**Record set:**
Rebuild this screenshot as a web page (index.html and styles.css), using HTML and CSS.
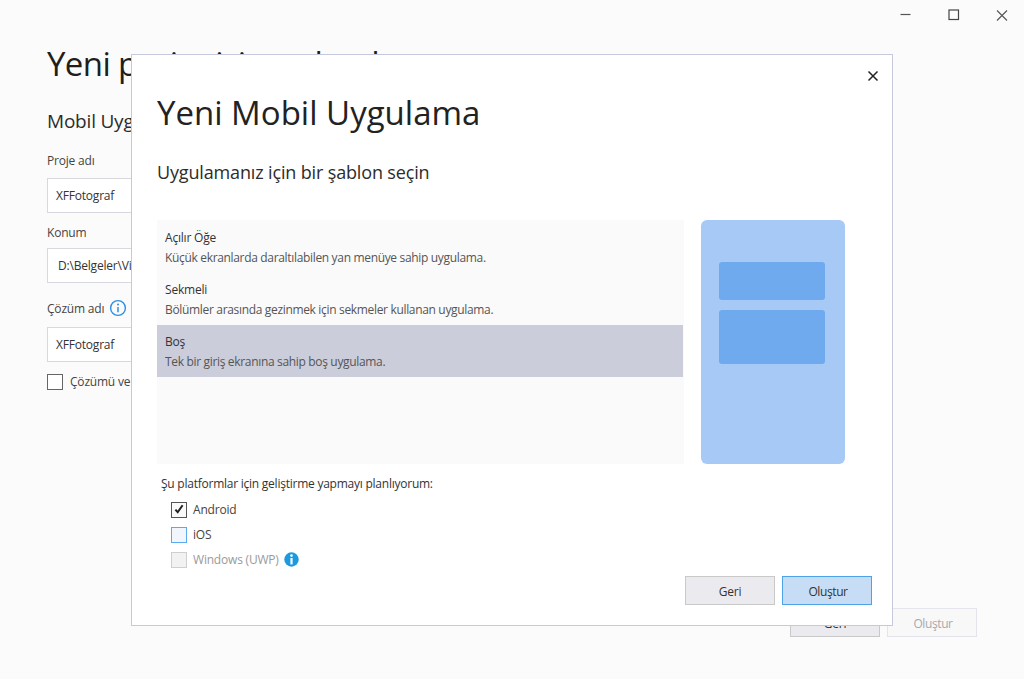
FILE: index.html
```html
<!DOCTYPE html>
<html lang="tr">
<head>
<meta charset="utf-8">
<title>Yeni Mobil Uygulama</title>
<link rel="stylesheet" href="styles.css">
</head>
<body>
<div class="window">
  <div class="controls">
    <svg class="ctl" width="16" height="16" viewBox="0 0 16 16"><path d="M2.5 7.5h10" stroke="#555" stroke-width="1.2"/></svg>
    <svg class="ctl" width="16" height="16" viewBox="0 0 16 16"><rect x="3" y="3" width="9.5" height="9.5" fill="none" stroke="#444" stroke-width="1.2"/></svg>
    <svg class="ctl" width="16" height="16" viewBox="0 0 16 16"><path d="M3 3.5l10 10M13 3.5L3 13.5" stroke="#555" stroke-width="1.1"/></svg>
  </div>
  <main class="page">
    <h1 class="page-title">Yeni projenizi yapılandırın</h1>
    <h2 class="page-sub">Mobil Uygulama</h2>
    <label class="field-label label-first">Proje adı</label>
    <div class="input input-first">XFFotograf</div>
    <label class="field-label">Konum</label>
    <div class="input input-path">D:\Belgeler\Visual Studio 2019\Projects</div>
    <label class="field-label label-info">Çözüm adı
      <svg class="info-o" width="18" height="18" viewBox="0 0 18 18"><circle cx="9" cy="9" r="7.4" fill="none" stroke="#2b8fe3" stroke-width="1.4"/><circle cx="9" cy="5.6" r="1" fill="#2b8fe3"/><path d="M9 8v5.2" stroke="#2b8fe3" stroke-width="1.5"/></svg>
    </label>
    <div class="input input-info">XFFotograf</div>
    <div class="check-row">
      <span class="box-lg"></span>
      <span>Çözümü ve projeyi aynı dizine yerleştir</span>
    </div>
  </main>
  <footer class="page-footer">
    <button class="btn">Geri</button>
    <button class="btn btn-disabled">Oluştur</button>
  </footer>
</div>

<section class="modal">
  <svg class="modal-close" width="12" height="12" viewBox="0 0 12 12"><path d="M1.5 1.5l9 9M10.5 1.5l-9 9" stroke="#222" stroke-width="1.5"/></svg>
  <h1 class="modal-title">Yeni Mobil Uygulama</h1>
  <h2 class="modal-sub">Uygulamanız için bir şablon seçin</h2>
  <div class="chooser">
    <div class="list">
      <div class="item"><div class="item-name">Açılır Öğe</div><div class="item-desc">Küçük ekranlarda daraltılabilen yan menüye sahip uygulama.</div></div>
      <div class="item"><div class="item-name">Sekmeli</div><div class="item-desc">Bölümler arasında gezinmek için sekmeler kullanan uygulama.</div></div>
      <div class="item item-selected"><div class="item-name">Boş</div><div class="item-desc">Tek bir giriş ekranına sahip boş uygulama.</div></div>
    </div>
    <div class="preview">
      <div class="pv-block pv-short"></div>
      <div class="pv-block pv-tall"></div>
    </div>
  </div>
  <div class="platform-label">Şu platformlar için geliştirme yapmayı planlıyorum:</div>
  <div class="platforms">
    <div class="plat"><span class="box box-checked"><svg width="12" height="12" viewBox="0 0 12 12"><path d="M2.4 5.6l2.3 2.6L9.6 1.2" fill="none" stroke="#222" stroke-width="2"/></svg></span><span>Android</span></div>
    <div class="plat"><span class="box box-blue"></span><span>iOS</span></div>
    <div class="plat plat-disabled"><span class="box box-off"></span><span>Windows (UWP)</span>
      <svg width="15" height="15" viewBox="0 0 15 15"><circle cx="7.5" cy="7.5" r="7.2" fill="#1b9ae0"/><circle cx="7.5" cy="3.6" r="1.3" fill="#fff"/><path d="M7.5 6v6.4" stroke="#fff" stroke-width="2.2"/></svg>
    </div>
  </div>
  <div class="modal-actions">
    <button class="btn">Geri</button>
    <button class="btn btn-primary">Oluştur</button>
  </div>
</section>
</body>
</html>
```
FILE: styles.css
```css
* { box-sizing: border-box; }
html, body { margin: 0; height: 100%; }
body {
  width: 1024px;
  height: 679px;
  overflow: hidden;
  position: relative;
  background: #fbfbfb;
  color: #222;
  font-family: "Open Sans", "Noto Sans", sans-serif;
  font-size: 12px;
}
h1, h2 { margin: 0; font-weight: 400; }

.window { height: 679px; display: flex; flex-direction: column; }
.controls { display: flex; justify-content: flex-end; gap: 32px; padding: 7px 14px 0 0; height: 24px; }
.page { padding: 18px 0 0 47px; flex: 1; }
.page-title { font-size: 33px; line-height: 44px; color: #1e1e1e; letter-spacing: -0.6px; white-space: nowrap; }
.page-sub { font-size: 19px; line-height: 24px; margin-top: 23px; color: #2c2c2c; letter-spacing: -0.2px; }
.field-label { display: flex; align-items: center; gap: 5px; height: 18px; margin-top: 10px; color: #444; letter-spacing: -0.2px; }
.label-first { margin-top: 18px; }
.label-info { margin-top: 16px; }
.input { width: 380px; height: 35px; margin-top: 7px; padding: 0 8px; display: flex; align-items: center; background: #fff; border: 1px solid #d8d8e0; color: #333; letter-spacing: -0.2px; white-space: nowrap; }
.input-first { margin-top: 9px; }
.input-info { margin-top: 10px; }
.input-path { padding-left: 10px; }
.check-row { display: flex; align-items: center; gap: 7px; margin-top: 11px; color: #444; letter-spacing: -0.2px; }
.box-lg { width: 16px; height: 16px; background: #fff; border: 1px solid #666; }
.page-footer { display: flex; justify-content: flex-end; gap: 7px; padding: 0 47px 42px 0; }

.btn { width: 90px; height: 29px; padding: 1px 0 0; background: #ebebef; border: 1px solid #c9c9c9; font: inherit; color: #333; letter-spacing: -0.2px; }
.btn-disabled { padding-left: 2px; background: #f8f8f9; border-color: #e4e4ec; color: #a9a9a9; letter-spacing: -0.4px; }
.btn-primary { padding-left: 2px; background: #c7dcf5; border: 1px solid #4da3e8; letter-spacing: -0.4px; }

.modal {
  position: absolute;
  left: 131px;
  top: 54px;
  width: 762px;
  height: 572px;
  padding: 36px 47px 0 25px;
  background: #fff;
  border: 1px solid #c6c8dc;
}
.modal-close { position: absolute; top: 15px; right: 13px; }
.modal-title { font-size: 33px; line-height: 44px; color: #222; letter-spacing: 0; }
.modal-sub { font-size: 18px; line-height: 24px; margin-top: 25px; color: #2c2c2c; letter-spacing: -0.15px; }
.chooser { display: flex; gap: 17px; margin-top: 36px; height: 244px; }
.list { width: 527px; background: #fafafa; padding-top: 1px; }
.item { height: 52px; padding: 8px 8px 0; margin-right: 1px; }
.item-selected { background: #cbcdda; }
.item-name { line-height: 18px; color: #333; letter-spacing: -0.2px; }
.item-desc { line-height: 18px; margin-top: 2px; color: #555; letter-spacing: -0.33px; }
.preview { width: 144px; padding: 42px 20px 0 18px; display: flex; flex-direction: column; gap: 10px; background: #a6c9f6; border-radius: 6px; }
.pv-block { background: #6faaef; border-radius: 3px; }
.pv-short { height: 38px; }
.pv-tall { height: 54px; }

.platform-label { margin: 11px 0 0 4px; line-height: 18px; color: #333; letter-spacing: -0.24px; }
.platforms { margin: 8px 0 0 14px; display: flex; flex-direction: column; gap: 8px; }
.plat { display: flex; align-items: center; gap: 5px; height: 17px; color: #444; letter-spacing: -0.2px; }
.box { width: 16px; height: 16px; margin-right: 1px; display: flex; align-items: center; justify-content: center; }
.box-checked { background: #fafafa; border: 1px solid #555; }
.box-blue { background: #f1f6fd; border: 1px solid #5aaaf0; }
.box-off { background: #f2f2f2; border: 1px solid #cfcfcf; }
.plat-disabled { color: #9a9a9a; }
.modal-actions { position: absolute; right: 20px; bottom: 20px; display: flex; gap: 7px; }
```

---

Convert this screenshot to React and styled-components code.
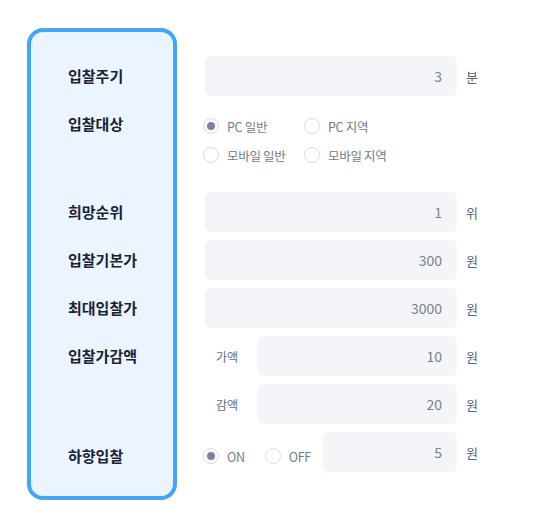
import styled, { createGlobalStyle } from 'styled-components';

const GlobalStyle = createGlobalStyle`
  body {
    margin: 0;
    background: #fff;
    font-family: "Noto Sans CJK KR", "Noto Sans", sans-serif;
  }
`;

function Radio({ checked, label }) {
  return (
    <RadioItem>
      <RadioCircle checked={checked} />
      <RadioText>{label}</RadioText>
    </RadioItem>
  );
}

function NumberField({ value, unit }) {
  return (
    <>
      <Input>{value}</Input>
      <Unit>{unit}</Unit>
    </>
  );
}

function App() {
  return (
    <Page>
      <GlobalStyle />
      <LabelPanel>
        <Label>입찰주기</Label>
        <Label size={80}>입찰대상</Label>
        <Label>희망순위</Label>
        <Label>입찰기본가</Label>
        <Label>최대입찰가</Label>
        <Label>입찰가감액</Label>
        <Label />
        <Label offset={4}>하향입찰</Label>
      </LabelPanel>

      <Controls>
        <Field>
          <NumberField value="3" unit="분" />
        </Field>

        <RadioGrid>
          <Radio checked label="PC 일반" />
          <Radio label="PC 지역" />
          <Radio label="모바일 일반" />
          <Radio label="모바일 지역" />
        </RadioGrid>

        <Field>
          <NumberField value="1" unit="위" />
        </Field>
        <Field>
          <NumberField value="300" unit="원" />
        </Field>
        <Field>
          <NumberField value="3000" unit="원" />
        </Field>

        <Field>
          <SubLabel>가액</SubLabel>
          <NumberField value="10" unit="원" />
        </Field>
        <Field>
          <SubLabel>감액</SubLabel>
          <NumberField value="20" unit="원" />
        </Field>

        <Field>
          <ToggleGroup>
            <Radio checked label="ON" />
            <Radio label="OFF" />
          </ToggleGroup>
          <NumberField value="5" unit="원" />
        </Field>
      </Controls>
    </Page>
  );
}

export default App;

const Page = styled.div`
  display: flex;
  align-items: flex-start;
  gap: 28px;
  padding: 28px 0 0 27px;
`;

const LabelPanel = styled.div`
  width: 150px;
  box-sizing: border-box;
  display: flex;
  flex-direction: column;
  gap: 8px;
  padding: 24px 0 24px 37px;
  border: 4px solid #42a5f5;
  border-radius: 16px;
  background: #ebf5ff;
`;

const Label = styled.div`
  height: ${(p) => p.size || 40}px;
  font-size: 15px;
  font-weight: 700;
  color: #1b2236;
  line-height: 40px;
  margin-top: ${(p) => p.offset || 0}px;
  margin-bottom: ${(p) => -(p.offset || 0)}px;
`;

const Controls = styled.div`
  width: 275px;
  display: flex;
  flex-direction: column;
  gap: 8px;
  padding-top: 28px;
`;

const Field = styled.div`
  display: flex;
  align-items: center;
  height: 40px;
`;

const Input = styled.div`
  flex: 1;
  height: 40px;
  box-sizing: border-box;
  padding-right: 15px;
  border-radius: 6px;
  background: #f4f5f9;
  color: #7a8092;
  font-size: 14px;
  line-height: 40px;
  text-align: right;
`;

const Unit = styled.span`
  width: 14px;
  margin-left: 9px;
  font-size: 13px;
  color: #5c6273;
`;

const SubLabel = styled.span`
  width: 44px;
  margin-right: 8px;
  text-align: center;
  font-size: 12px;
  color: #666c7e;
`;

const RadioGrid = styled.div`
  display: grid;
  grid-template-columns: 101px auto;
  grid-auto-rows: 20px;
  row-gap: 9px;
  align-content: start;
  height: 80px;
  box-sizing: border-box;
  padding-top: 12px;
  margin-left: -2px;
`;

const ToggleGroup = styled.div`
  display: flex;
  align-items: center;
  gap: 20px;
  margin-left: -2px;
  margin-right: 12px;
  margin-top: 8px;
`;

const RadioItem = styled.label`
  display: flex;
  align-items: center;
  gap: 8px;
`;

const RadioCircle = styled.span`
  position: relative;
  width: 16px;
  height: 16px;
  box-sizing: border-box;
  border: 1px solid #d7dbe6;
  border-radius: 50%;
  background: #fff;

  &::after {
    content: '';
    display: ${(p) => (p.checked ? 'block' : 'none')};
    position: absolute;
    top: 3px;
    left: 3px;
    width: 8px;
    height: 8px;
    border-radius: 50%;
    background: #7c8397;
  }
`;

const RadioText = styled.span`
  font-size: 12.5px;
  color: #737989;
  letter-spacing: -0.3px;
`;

--

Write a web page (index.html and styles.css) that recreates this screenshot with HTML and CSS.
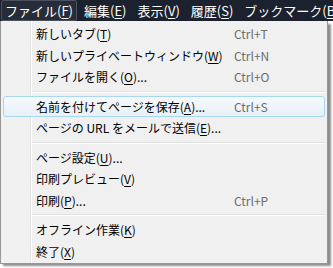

**Description of the task:** Extract each line from the listing that holds the word "screenshot".

**Exercise output:**
Rebuild this screenshot as a web page (index.html and styles.css), using HTML and CSS.
Convert this screenshot to React and styled-components code.
Write a web page (index.html and styles.css) that recreates this screenshot with HTML and CSS.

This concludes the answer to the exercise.